Sketch the titration curve based on the estimates given in this example, and notice the points made along the way.


  1. Plot the titration curve when a 10.00 mL sample of 0.100 M weak acid \(\ce{HA}\) (Ka = 10e-6) is titrated by 0.100 M \(\ce{NaOH}\) solution.
  2. The compound \(\ce{HF}\) is a weak acid, Ka = 6.7e-4. Calculate Kb and pKb for the fluoride ion \(\ce{F-}\) in an aqueous solution.
  3. During the titration of 10.0 mL 0.10 M \(\ce{HF}\) solution with a 0.10 M \(\ce{NaOH}\) solution, 1.0 mL of \(\ce{NaOH}\) has been added. What is the concentrations of sodium ion \(\ce{[Na+]}\) and fluoride ion \(\ce{[F- ]}\)?
  4. During the titration of 10.0 mL 0.10 M \(\ce{HF}\) solution with a 0.10 M \(\ce{NaOH}\) solution, 5.0 mL of \(\ce{NaOH}\) has been added. What is the concentrations of sodium ion \(\ce{[Na+]}\) and fluoride ion \(\ce{[F- ]}\)?
  5. During the titration of 10.0 mL 0.10 M \(\ce{HF}\) (Ka = 6.7e-4) solution with a 0.10 M \(\ce{NaOH}\) solution, 5.0 mL of \(\ce{NaOH}\) has been added. What is the pH at this point?
  6. When equal volumes of 0.10 M \(\ce{HF}\) and 0.10 M \(\ce{NaOH}\) are mixed, what is the pH of such a solution?


  1. Hint..
    Learn it by doing! Perform all the calculations outlined in Example 3, and then you will be an expert for solving buffer and hydration problems.

  2. Hint..
    The following relationship is handy to use, but make sure you know why.

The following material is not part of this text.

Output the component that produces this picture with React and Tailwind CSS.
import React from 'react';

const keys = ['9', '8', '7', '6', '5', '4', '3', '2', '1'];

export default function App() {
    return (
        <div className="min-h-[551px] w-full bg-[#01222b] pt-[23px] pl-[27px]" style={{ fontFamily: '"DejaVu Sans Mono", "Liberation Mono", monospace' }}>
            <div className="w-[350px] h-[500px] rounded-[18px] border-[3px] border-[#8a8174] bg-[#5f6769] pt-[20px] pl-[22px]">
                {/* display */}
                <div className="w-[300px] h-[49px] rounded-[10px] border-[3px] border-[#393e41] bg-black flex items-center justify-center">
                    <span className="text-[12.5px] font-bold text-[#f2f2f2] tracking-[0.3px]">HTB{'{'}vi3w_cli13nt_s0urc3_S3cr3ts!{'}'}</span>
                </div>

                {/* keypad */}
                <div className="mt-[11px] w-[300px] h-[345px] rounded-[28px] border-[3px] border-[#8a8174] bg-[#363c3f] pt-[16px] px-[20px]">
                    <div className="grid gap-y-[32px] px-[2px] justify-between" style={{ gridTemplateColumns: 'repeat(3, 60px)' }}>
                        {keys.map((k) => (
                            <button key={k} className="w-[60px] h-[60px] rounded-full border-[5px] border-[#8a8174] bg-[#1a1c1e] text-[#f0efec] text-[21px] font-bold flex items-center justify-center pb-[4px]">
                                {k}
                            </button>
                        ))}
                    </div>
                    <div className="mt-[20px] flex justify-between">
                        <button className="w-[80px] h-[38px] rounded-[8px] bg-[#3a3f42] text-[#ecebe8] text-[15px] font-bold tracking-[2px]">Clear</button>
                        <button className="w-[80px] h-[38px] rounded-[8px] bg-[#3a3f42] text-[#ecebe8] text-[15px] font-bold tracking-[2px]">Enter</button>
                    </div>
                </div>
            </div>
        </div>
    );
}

    \(K_{\large\textrm b} = \dfrac{K_{\large\textrm w}}{K_{\large\textrm a}} =\: ?\)

    What is the pH at the equivalence point when a 0.10 M \(\ce{HF}\) solution is titrated by a 0.10 M \(\ce{NaOH}\) solution?

  3. Hint..
    A simple consideration leads to the formulation:

    \(\ce{[Na+]} = \ce{[F- ]} = \mathrm{\dfrac{1.0\: mL \times 0.10\: M}{11.0\: mL}}\)

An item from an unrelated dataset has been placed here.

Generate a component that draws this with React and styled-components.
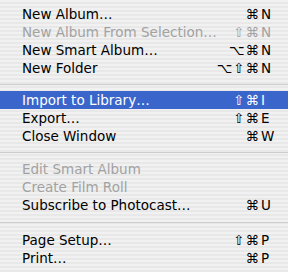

  4. Answer \(\ce{[F- ]} = \mathrm{0.0333\: M}\)

  5. Answer pH = pKa = 3.17

  6. Hint..

    What is the pH of the equivalence point during the titration of 0.10 M \(\ce{HF}\) using 0.10 M \(\ce{NaOH}\) solution? (Another way of asking the same question.)